Qlik Sense Governance dashboard
Create a “Debug mode “for the testers
Testers will verify in detail the figures provided in the various dashboards. Instead of recreating a dashboard, hidden fields or sheets can be used to provide more details. These sheets/fields can be used by the testers when pressing a button that will be exclusively available on test environment. Adding extra fields avoids redundancy and allows testers to dig deeper into detail of every single measure or dimension.
Debug mode disabled:
Debug mode enabled:
Verify that your datamodel doesn’t contain synthetic keys
When you join two tables, it can be done based on primary key and foreign key relationship based on a column. We can treat it as a normal join between the two tables. The problem starts when the joining is on more than one columns. The synthetic key scenario is when you have same column name for more than one columns between the loaded tables. The impact could be a datamodel with unnecessary data as well as waste of memory.
Tip: Avoid synthetic keys using Qualify, autonumber or alias functions.
Conclusion
A Qlik application can contain a lot of data and testing can be complex for both developers and testers.
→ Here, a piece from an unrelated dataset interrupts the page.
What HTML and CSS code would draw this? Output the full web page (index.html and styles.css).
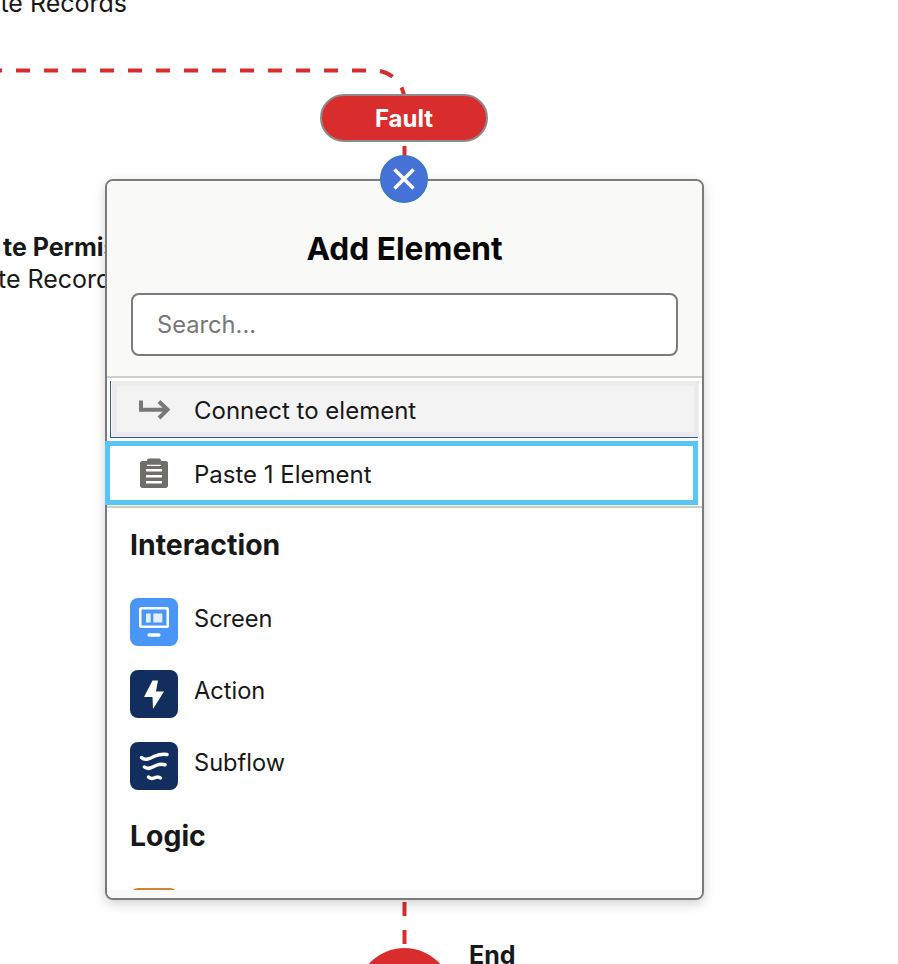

It’s important both work hand in hand through each stage of development as well as before going live to a production environment. The time investment for proper testing guarantees end users to have proper data in the Qlik applications.
Testing an application is paramount before releasing it to end users as they will make decisions based on the numbers provided. This investment in time and workforce is important as wrong figures create stress and risk of failure for the whole project. Trust must be built with users and management to use the application, and this trust can be built only if the dashboards answer their needs in terms of design, data and performance. Testing is key!